Begin Data extract

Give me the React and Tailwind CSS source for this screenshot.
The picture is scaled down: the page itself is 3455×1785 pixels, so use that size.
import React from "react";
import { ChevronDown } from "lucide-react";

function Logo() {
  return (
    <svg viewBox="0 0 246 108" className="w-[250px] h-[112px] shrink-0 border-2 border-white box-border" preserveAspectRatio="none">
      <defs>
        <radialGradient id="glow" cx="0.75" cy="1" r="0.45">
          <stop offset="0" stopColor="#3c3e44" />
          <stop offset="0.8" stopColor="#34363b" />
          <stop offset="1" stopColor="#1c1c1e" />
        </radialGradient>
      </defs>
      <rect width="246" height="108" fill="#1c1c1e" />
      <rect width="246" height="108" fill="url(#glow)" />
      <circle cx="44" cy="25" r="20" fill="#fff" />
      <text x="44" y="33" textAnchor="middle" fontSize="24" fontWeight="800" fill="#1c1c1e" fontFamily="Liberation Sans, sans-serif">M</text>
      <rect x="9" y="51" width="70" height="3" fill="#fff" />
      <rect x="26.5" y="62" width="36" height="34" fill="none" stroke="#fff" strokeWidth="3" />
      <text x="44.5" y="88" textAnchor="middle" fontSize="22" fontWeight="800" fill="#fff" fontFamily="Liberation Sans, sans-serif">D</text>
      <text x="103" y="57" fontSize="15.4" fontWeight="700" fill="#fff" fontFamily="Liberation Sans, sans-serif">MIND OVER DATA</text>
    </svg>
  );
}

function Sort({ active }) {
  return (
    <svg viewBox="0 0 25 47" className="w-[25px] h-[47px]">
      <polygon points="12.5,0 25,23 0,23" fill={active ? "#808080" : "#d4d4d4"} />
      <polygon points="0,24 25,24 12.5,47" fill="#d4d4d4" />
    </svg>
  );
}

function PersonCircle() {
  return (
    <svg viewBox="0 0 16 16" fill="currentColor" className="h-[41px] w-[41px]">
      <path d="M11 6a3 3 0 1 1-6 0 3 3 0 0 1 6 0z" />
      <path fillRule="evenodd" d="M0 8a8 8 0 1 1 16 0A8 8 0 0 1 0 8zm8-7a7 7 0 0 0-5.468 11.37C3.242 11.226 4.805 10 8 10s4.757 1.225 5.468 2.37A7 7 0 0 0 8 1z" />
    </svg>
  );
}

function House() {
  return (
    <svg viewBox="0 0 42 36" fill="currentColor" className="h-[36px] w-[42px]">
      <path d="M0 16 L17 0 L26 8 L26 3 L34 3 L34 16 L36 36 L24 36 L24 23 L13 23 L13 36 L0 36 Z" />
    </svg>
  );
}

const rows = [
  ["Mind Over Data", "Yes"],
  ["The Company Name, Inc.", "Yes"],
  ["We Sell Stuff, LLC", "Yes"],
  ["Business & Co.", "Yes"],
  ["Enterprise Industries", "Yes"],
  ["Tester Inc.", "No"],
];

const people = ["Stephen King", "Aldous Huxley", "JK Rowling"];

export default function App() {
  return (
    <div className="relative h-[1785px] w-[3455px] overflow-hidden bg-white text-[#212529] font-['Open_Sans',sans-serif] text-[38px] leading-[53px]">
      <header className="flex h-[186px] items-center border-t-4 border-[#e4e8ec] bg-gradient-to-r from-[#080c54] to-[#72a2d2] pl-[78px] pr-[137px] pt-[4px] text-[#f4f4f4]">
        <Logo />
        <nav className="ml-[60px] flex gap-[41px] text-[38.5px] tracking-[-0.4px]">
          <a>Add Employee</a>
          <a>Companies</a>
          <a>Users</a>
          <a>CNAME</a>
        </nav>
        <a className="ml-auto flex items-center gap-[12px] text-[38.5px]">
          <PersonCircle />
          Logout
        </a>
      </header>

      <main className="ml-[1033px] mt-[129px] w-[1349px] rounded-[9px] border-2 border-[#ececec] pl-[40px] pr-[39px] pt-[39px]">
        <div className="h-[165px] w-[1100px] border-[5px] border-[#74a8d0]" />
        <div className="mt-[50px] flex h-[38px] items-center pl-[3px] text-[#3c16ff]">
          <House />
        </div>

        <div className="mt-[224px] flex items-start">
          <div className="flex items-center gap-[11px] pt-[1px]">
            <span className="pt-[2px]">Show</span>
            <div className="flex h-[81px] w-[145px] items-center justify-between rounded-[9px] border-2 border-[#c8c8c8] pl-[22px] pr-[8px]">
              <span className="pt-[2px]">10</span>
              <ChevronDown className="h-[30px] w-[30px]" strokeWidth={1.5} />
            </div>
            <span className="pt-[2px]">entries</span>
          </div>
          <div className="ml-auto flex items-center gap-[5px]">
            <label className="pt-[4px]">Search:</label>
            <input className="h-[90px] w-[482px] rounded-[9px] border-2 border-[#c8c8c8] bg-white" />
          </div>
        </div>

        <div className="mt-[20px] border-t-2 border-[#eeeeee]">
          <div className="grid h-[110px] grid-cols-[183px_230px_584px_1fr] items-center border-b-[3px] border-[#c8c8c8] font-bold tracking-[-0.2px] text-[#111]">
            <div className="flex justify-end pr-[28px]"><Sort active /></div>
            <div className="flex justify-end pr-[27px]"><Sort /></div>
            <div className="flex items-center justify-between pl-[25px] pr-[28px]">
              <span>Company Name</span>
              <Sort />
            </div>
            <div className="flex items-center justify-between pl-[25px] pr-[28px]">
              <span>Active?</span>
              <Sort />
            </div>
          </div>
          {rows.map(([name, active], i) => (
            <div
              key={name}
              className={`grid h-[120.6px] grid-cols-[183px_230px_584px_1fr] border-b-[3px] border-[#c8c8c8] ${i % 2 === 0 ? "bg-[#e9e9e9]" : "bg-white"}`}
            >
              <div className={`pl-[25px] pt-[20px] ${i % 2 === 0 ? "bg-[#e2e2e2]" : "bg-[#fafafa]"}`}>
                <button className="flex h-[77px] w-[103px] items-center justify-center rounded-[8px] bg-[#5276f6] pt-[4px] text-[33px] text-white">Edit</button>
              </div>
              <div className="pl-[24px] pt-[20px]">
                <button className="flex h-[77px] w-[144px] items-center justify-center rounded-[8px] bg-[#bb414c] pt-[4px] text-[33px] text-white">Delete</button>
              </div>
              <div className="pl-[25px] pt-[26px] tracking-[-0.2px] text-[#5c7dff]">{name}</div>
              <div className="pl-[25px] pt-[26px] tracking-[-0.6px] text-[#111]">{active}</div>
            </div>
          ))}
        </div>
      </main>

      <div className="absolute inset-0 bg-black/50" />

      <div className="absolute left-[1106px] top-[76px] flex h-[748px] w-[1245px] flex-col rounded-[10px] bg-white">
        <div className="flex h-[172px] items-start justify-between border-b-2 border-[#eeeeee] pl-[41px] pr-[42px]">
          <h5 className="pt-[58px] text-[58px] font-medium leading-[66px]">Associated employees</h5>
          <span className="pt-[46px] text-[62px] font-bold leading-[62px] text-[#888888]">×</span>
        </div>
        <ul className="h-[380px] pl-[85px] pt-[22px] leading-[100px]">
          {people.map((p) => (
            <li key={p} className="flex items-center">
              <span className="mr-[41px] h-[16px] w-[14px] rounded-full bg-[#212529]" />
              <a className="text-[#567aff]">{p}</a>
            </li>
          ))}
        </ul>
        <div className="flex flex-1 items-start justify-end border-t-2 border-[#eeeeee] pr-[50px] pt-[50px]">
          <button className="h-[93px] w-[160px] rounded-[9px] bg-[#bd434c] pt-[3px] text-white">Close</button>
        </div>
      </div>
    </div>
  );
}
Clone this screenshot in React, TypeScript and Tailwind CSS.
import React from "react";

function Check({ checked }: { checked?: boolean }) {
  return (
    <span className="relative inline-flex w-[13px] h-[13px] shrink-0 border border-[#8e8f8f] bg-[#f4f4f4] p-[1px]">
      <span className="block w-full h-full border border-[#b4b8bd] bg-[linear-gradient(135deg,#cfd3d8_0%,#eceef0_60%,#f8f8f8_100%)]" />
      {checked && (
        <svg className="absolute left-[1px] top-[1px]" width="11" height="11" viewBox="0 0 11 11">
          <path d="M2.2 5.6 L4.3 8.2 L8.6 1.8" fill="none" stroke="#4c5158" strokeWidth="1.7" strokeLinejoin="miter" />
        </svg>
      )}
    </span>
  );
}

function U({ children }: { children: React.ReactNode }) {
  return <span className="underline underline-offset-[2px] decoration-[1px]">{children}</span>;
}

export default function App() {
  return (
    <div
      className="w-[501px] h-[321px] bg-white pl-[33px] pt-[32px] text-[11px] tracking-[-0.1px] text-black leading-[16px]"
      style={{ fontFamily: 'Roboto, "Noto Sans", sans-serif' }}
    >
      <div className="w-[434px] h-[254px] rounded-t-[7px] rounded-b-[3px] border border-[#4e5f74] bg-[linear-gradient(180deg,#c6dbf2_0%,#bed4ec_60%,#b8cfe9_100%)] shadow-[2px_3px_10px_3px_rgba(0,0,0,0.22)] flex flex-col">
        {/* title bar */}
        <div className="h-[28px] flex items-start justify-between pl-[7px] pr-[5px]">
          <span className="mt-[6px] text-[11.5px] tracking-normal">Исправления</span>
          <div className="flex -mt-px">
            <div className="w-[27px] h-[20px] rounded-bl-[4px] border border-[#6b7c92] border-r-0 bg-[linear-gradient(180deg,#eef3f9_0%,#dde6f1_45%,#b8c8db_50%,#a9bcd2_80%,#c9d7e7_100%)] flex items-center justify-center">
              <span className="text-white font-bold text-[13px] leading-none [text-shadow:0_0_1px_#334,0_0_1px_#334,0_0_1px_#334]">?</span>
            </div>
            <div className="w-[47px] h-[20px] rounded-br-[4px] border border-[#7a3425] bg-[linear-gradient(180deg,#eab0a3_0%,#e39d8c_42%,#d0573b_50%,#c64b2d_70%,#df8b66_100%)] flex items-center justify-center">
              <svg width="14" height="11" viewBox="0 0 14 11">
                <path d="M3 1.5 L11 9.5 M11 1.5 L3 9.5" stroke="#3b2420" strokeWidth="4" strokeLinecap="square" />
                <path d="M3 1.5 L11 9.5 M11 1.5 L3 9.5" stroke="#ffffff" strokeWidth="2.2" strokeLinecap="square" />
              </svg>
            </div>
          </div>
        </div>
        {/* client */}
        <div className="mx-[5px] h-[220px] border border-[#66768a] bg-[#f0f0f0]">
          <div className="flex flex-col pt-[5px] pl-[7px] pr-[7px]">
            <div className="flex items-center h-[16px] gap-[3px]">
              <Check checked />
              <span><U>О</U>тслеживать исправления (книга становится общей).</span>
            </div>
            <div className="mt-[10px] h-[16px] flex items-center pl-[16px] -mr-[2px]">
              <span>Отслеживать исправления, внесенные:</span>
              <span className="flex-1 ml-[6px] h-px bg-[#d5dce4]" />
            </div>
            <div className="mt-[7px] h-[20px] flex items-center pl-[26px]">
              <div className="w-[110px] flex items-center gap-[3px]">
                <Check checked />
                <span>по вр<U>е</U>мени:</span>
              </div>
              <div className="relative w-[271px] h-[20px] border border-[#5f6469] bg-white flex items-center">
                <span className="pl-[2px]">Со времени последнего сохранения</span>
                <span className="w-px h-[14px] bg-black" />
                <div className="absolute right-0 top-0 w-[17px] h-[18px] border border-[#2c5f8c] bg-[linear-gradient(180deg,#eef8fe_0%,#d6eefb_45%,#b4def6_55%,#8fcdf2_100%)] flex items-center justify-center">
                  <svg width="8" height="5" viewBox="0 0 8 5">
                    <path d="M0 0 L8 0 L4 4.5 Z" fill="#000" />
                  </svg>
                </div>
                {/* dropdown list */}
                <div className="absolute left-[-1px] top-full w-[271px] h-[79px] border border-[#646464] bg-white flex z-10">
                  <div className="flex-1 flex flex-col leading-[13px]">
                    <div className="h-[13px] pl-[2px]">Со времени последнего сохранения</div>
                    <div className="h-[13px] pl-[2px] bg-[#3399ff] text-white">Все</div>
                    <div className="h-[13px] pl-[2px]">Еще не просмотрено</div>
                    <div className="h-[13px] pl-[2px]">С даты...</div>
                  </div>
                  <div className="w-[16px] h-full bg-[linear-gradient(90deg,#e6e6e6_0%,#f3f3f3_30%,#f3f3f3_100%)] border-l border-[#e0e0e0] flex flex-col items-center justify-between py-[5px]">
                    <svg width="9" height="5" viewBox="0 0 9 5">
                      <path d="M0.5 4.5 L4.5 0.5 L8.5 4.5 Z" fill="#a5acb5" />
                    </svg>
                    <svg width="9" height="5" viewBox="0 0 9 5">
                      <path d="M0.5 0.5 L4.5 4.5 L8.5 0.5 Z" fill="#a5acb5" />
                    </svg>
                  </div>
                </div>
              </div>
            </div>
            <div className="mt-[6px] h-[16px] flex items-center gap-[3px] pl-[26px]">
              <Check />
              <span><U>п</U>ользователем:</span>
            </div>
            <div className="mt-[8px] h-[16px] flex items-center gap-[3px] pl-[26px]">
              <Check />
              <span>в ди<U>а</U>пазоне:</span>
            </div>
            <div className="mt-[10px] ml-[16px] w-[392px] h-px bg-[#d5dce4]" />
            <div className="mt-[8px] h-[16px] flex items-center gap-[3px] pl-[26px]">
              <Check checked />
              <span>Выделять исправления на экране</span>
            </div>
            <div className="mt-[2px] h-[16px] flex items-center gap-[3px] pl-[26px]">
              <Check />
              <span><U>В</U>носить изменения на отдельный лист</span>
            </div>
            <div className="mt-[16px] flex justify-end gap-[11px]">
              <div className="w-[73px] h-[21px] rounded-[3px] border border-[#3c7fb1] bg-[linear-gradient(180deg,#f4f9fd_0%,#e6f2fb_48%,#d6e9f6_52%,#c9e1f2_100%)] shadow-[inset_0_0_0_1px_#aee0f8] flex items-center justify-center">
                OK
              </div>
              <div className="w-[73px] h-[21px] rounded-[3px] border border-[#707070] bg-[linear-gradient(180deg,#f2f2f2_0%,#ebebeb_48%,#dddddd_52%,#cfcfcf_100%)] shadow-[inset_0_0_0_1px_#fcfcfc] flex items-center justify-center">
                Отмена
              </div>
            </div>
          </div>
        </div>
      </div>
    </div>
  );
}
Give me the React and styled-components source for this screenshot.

End Data extract

• Request: Report every line in the data above in which the word "Tailwind" appears.

• Solution to this exercise:
Give me the React and Tailwind CSS source for this screenshot.
Clone this screenshot in React, TypeScript and Tailwind CSS.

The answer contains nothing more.